Making international payments
Banks throughout Europe all use a standard format for International Bank Account Numbers (IBANS) and Bank Identifier Codes (BICs). So when you’re making or receiving payments across Europe, it makes the process quicker, safer and more efficient.
1. Payments to and from Europe
You’ll need to use both International Bank Account Numbers (IBANS) and Bank Identifier Codes (BICs) to make payments to and from Europe.
To receive a payment from elsewhere in Europe, you’ll need to give the payer your own BIC and IBAN. To send a payment, you’ll need to know theirs.
You can find your BIC and IBAN on your bank account statement. They both consist of numbers and letters.
A BIC is a way of identifying a bank branch.
- Bank code (4 characters): BOFS
- Country code (2 characters): GB
- Location code (2 characters): XX
- Branch code (3 characters): XXX
An IBAN is specific to a country, so character length can vary. For example, French IBANs always have 20 characters.
- Austria: AT123456789101112131
- France: FR123456789101112131
- Germany: DE123456789101112131
- Ireland: IE291234567891011121
2. Payments outside of Europe
You may need to use an IBAN when making or receiving payments outside of Europe, but you won’t usually need a BIC.

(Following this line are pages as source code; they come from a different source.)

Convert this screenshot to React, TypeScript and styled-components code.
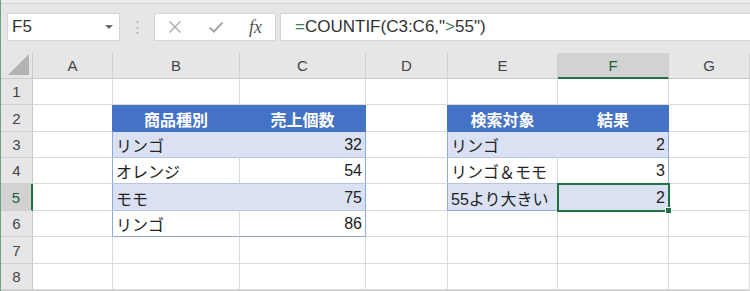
import styled, { createGlobalStyle } from "styled-components";

const GlobalStyle = createGlobalStyle`
  html, body {
    margin: 0;
    padding: 0;
    background: #ffffff;
    overflow: hidden;
  }
  body {
    font-family: "Liberation Sans", "Noto Sans CJK JP", sans-serif;
  }
`;

const GRID = "#dadada";
const TABLE_EDGE = "#8ea9db";
const TABLE_LINE = "#b4c6e7";
const HEAD = "#4472c4";
const BAND = "#d9e1f2";
const GREEN = "#217346";

const columns = ["A", "B", "C", "D", "E", "F", "G"];
const colWidths = [32, 80, 127, 126, 82, 110, 111, 81];
const rowHeights = [26, 27, 26, 26, 27, 26, 27, 26];

type Tone = "head" | "band" | "plain" | "none";
type CellData = { text?: string; tone: Tone; align?: "left" | "right" | "center" };

// table regions: [firstCol, lastCol, firstRow, lastRow] (col index 0 = A)
const tables = [
  [1, 2, 2, 6],
  [4, 5, 2, 5],
];

const data: Record<string, string> = {
  "1-2": "商品種別",
  "2-2": "売上個数",
  "4-2": "検索対象",
  "5-2": "結果",
  "1-3": "リンゴ",
  "2-3": "32",
  "4-3": "リンゴ",
  "5-3": "2",
  "1-4": "オレンジ",
  "2-4": "54",
  "4-4": "リンゴ＆モモ",
  "5-4": "3",
  "1-5": "モモ",
  "2-5": "75",
  "4-5": "55より大きい",
  "5-5": "2",
  "1-6": "リンゴ",
  "2-6": "86",
};

function tableAt(col: number, row: number) {
  return tables.find((t) => col >= t[0] && col <= t[1] && row >= t[2] && row <= t[3]);
}

function cellInfo(col: number, row: number): CellData {
  const t = tableAt(col, row);
  const text = data[`${col}-${row}`];
  if (!t) return { tone: "none" };
  if (row === t[2]) return { text, tone: "head", align: "center" };
  const band = (row - t[2]) % 2 === 1;
  const numeric = text !== undefined && /^\d+$/.test(text);
  return { text, tone: band ? "band" : "plain", align: numeric ? "right" : "left" };
}

function rightBorder(col: number, row: number) {
  const t = tableAt(col, row);
  const next = tableAt(col + 1, row);
  if (t && col === t[1]) return t[2] === row ? HEAD : TABLE_EDGE;
  if (!t && next) return next[2] === row ? HEAD : TABLE_EDGE;
  if (t) {
    const info = cellInfo(col, row);
    if (info.tone === "head") return HEAD;
    if (info.tone === "band") return BAND;
  }
  return GRID;
}

function bottomBorder(col: number, row: number) {
  const t = tableAt(col, row);
  if (t && row === t[3]) return TABLE_EDGE;
  if (t) return row === t[2] ? HEAD : TABLE_LINE;
  return GRID;
}

function CrossIcon() {
  return (
    <svg width="14" height="14" viewBox="0 0 14 14">
      <path d="M1.5 1.5 L12.5 12.5 M12.5 1.5 L1.5 12.5" stroke="#a9a9a9" strokeWidth="1.4" fill="none" />
    </svg>
  );
}

function CheckIcon() {
  return (
    <svg width="16" height="14" viewBox="0 0 16 14">
      <path d="M1.5 7.5 L6 11.5 L14.5 2.5" stroke="#a9a9a9" strokeWidth="2" fill="none" />
    </svg>
  );
}

function CornerIcon() {
  return (
    <svg width="22" height="22" viewBox="0 0 22 22">
      <polygon points="21,0 21,21 0,21" fill="#b3b3b3" />
    </svg>
  );
}

export default function App() {
  const selCol = 5;
  const selRow = 5;
  return (
    <Window>
      <GlobalStyle />
      <Toolbar>
        <TopStrip />
        <BarRow>
          <NameBox>
            <span>F5</span>
            <Caret />
          </NameBox>
          <Grip>⋮</Grip>
          <FxBox>
            <CrossIcon />
            <CheckIcon />
            <Fx>fx</Fx>
          </FxBox>
          <FormulaBox>
            <Op>=</Op>COUNTIF(C3:C6,"<Op>&gt;</Op>55")
          </FormulaBox>
        </BarRow>
      </Toolbar>
      <Sheet
        $cols={colWidths.map((w) => `${w}px`).join(" ")}
        $rows={["26px", ...rowHeights.map((h) => `${h}px`)].join(" ")}
      >
        <Corner>
          <CornerIcon />
        </Corner>
        {columns.map((c, i) => (
          <ColHead key={c} $active={i === selCol}>
            {c}
          </ColHead>
        ))}
        {rowHeights.map((_, ri) => {
          const row = ri + 1;
          return [
            <RowHead key={`h${row}`} $active={row === selRow}>
              {row}
            </RowHead>,
            ...columns.map((_, col) => {
              const info = cellInfo(col, row);
              const selected = col === selCol && row === selRow;
              return (
                <Cell
                  key={`${col}-${row}`}
                  $tone={info.tone}
                  $align={info.align ?? "left"}
                  $br={rightBorder(col, row)}
                  $bb={bottomBorder(col, row)}
                  $selected={selected}
                >
                  {info.text}
                </Cell>
              );
            }),
          ];
        })}
      </Sheet>
    </Window>
  );
}

const Window = styled.div`
  width: 749px;
  height: 291px;
  border-left: 1px solid #6f9e80;
  background: #ffffff;
  display: flex;
  flex-direction: column;
  overflow: hidden;
`;

const Toolbar = styled.div`
  height: 53px;
  background: #e6e6e6;
  display: flex;
  flex-direction: column;
`;

const TopStrip = styled.div`
  height: 3px;
  background: #ececec;
  border-bottom: 1px solid #d2d2d2;
`;

const BarRow = styled.div`
  display: flex;
  align-items: center;
  padding-top: 9px;
  height: 28px;
`;

const Box = styled.div`
  height: 28px;
  box-sizing: border-box;
  background: #ffffff;
  border: 1px solid #d6d6d6;
  display: flex;
  align-items: center;
`;

const NameBox = styled(Box)`
  margin-left: 6px;
  width: 113px;
  padding: 0 6px 0 4px;
  justify-content: space-between;
  font-size: 17px;
  color: #333333;
`;

const Caret = styled.span`
  width: 0;
  height: 0;
  border-left: 4px solid transparent;
  border-right: 4px solid transparent;
  border-top: 4px solid #6a6a6a;
`;

const Grip = styled.div`
  width: 34px;
  text-align: center;
  color: #b0b0b0;
  font-size: 15px;
`;

const FxBox = styled(Box)`
  width: 122px;
  padding: 0 0 0 13px;
  gap: 26px;
  & > svg:nth-child(2) {
    margin-right: -1px;
  }
`;

const Fx = styled.span`
  font-family: "Liberation Serif", serif;
  font-style: italic;
  font-size: 18px;
  color: #555555;
`;

const FormulaBox = styled(Box)`
  flex: 1;
  margin-left: 4px;
  border-right: none;
  padding-left: 14px;
  font-size: 17px;
  color: #333333;
  white-space: pre;
`;

const Op = styled.span`
  color: #3f7f56;
`;

const Sheet = styled.div<{ $cols: string; $rows: string }>`
  display: grid;
  grid-template-columns: ${(p) => p.$cols};
  grid-template-rows: ${(p) => p.$rows};
  border-bottom: 1px solid #cfcfcf;
  font-size: 16px;
  color: #222222;
`;

const HeaderCell = styled.div`
  box-sizing: border-box;
  background: #e6e6e6;
  display: flex;
  align-items: center;
  justify-content: center;
  color: #444444;
  font-size: 15px;
`;

const Corner = styled(HeaderCell)`
  border-right: 1px solid #c9c9c9;
  border-bottom: 1px solid #c9c9c9;
  justify-content: flex-end;
  align-items: flex-end;
  padding: 0 2px 2px 0;
`;

const ColHead = styled(HeaderCell)<{ $active?: boolean }>`
  border-right: 1px solid #d0d0d0;
  border-bottom: ${(p) => (p.$active ? `2px solid ${GREEN}` : "1px solid #c9c9c9")};
  background: ${(p) => (p.$active ? "#d2d2d2" : "#e6e6e6")};
  color: ${(p) => (p.$active ? "#1e5e3a" : "#444444")};
`;

const RowHead = styled(HeaderCell)<{ $active?: boolean }>`
  border-bottom: 1px solid #d0d0d0;
  border-right: ${(p) => (p.$active ? `2px solid ${GREEN}` : "1px solid #c9c9c9")};
  background: ${(p) => (p.$active ? "#d2d2d2" : "#e6e6e6")};
  color: ${(p) => (p.$active ? "#1e5e3a" : "#444444")};
`;

const toneBg: Record<Tone, string> = {
  head: HEAD,
  band: BAND,
  plain: "#ffffff",
  none: "#ffffff",
};

const Cell = styled.div<{
  $tone: Tone;
  $align: "left" | "right" | "center";
  $br: string;
  $bb: string;
  $selected?: boolean;
}>`
  position: relative;
  box-sizing: border-box;
  display: flex;
  align-items: center;
  justify-content: ${(p) =>
    p.$align === "right" ? "flex-end" : p.$align === "center" ? "center" : "flex-start"};
  padding: 1px 3px 0 3px;
  background: ${(p) => toneBg[p.$tone]};
  border-right: 1px solid ${(p) => p.$br};
  border-bottom: 1px solid ${(p) => p.$bb};
  color: ${(p) => (p.$tone === "head" ? "#ffffff" : "#222222")};
  font-weight: ${(p) => (p.$tone === "head" ? 700 : 400)};
  font-size: 16px;
  white-space: nowrap;
  z-index: ${(p) => (p.$selected ? 2 : "auto")};
  outline: ${(p) => (p.$selected ? `2px solid ${GREEN}` : "none")};
  outline-offset: -1px;

  &::after {
    content: "";
    display: ${(p) => (p.$selected ? "block" : "none")};
    position: absolute;
    right: -4px;
    bottom: -4px;
    width: 5px;
    height: 5px;
    background: ${GREEN};
    border: 1px solid #ffffff;
  }
`;
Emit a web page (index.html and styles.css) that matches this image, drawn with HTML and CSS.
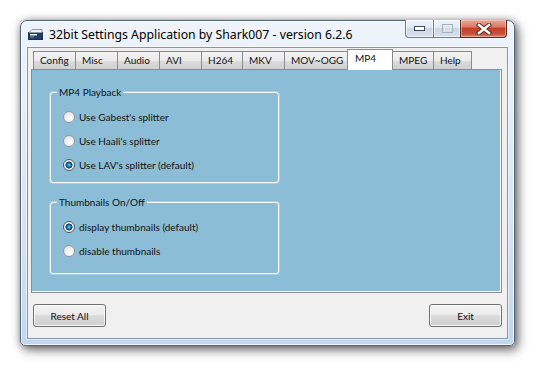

Payment Purpose Codes are used by some banks in foreign countries to identify why payments are being made. They’re becoming more common, but are particularly required for payments to and from countries such as China and Jordan.
Read our guidance to find out more about making and receiving payments in Chinese Renminbi.
Keep your accounts protected
Only share your BIC and IBAN with someone who’s making a payment to you. Never give out any other confidential details, such as your PIN or memorable information.